I visited your website but from a brief perusal it wasn't clear exactly what you can hedge, other than "particular systemic and market risks".


Well, you can think of your life portfolio being a combination of idiosyncratic risk (the particular business or unique exposures you have) and systemic risk (exposure to the broader system).

For example, way too many people were piling into SF real estate, right at the time when they felt the most rich from their employee stock options. http://www.snow.ventures/blog/2016/1/13/stopbuyingsfrealesta...

We have a systemic hedge product, and are working on building out the capabilities to create unique portfolios to hedge idiosyncratic risks.


Ah. At what level is the broader economic system that your systemic hedge helps? A city? A county? Anywhere within a reasonable car commute? The state? The country (which, for some Europeans, is all within a reasonable car commute)?

From your website, looks like the systemic hedge is focused on SV right now, which makes total sense. Bet once you get it nailed there, there's plenty of blue ocean in the other tech hubs.

Also, I bet you've seen this, but this book really opened my eyes to the fact that your expected lifetime income was another asset to think about diversifying: http://www.amazon.ca/Are-You-Stock-Bond-Financial/dp/0133115...


wow! still haven't understood how your business works, but really going to read up the blog. you seem to be getting ready for winter alright! :)


Make yourself a rainy day fund, 6-12 months of living expenses. Make sacrafices to make that happen. This puts you in a position of power when you do have to look for a new job, you don't have to be desperate to take the first crappy low-paying thing that comes along.

Never consider equity 'compensation' at non-public companies. If the job didn't include the equity would you accept? If not, pass or negotiate more cash. In good times, only one out of 10 of those stock option agreements will be anything more than birdcage liners.

And, as a developer, there are parts of the codebase that are unglamorous but crutial to the company. Adopt those parts that others don't want to work on. Be the go-to (crutial) guy for those parts of the code. When the time comes for cuts you'll be indispensable.

Source: went traveling the world on my rainy day fund in the 2000 crash.

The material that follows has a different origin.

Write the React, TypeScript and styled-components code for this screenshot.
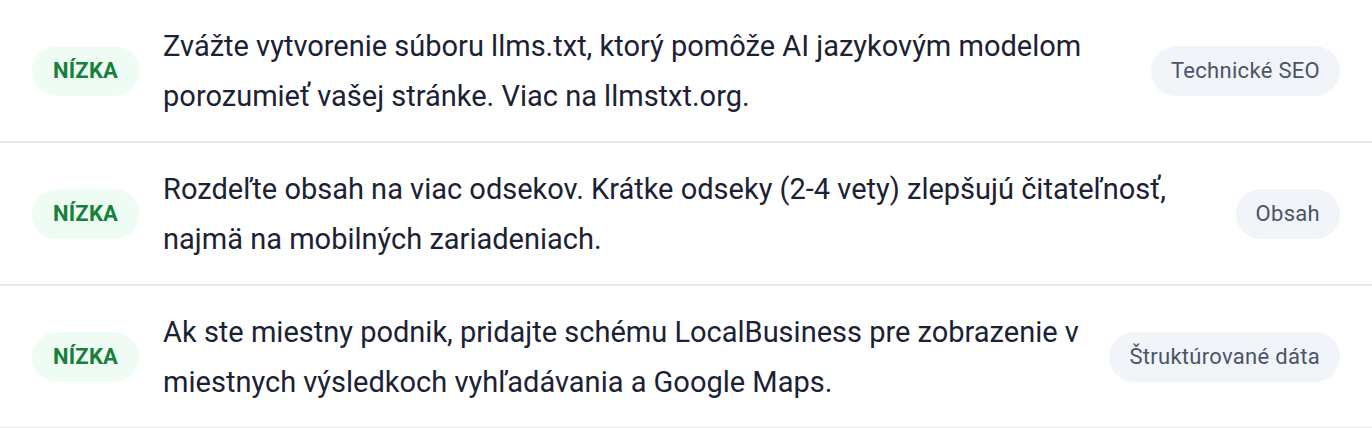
import React from 'react';
import styled, { createGlobalStyle } from 'styled-components';

const GlobalStyle = createGlobalStyle`
    html, body {
        margin: 0;
        padding: 0;
        background: #ffffff;
    }
    body {
        font-family: Roboto, 'Liberation Sans', sans-serif;
    }
`;

type Item = {
    priority: string;
    text: string;
    tag: string;
};

const items: Item[] = [
    {
        priority: 'NÍZKA',
        text: 'Zvážte vytvorenie súboru llms.txt, ktorý pomôže AI jazykovým modelom porozumieť vašej stránke. Viac na llmstxt.org.',
        tag: 'Technické SEO',
    },
    {
        priority: 'NÍZKA',
        text: 'Rozdeľte obsah na viac odsekov. Krátke odseky (2-4 vety) zlepšujú čitateľnosť, najmä na mobilných zariadeniach.',
        tag: 'Obsah',
    },
    {
        priority: 'NÍZKA',
        text: 'Ak ste miestny podnik, pridajte schému LocalBusiness pre zobrazenie v miestnych výsledkoch vyhľadávania a Google Maps.',
        tag: 'Štruktúrované dáta',
    },
];

export const App = () => {
    return (
        <>
            <GlobalStyle />
            <List>
                {items.map((item, i) => (
                    <Row key={i}>
                        <PriorityBadge>{item.priority}</PriorityBadge>
                        <Message>{item.text}</Message>
                        <Tag>{item.tag}</Tag>
                    </Row>
                ))}
            </List>
        </>
    );
};

const List = styled.div`
    display: flex;
    flex-direction: column;
    width: 1372px;
`;

const Row = styled.div`
    display: flex;
    align-items: center;
    gap: 24px;
    height: 141px;
    padding: 0 32px;
    border-bottom: 2px solid #e5e8ee;
    box-sizing: content-box;
`;

const PriorityBadge = styled.span`
    flex-shrink: 0;
    display: inline-flex;
    align-items: center;
    justify-content: center;
    height: 50px;
    padding: 0 21px;
    border-radius: 25px;
    background: #effcf3;
    color: #17803d;
    font-size: 22px;
    font-weight: 700;
    letter-spacing: 0.2px;
`;

const Message = styled.p`
    flex: 1;
    margin: 0;
    color: #1a2234;
    font-size: 29px;
    line-height: 50px;
`;

const Tag = styled.span`
    flex-shrink: 0;
    display: inline-flex;
    align-items: center;
    height: 50px;
    padding: 0 20px;
    border-radius: 25px;
    background: #f1f4f8;
    color: #4a5568;
    font-size: 22px;
    letter-spacing: 0.3px;
`;

export default App;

traveling during the bad times seems like the perfect plan


Probably by getting out of the silicon valley bubble. Work for 'normal' companies that are actually trying to make the world better instead of building the millionth useless social media platform. Choose companies that aren't overvalued 100 times their actual worth (so don't work for Uber, Snapchat or any of those companies with valuations in the higher Billions range, without actually making any substantial profit).


Well, Uber in particular has a huge profit. But other than that, I agree.


Uber has huge revenue. They have failed to generate a single cent of profit though.


Ah, yes, sorry. Still, nearly $2B revenue and funneling most of it into trying to break into the Chinese market; I don't think they're doing badly at all.


One of the things about the last bubble was that revenue without profits did not save anybody. That's not to say Uber will do poorly if there is some sort of bubble pop, but profits and revenue are not at all the same thing, and bubbles bursting have a habit of reminding us of that.


and shady business tactics on top of that


Where is that huge "profit" exactly?


Saving money is never a bad thing and is solid advice. But honestly I think it is a little basic for what you are asking.

Having lived through the dot come bust and other economic failures I have found that making sure you stay valuable and relevant are the most important factors. Someone pointed out making sure you are valuable to your current employer by taking on the parts of code that everyone dreads. That is good, so is just making sure you are a team player and are pulling your weight and pitching in wherever you can to make sure things stay on track. In the past, I jumped on a support desk, or stayed late to stuff mailings with sales staff etc. When people see you are willing to help make the team successful even outside your defined role and that you are showing loyalty most good people will return the favor. BTW -- all the things I did when times were less then ideal was what made being an entrepreneur easier, because sometimes you just have to suck it up and clean the bathroom before a client visit, or after depending on the situation.

If you have interest in starting your own thing, there is nothing wrong with doing so. Minimize current expenses, pay off as much of your debt possible while you are a FTE and save some cash up. While you are still working start your side business and take some time to get it right. Starting a business in a downturn is many times quite successful because many businesses look to outsource projects, minimize new head count etc.

One last point, many times enterprises use downturns in the startup sector to snap up talent that they have been squeezed out of getting. So usually enterprise hiring remains pretty robust for the first 12-18 months that I have seen. And this time around if there is a bubble in the startup side, enterprises are sitting on some of the largest cash reserves that I can remember seeing, so who knows how that will work out.


> If there is a tech bubble, how can I protect myself?

Get some solid sales & business development experience. Can you figure out new ways to generate revenue, win new clients?

Someone with a solid tech background and true sales ability can create his own deal anywhere. Incidentally, some of the most compelling salesman in this industry were one-time engineers.


It's almost always too late to protect yourself when the bubble has popped. So prepare for the next pop. The only way to protect yourself is to build your own business. But not just any kind of business; a business that can absorb the chocks of cyclical troughs in an economy.

What do people always need?

* Drinking water

* Food

* Health

* Shelter

Pick one or two.


We're talking about a tech bubble here, not the apocalypse!


The listing is not what one should stock up on in their underground bunker. But rather things you can build a business around so you're OK no matter what the economy's doing.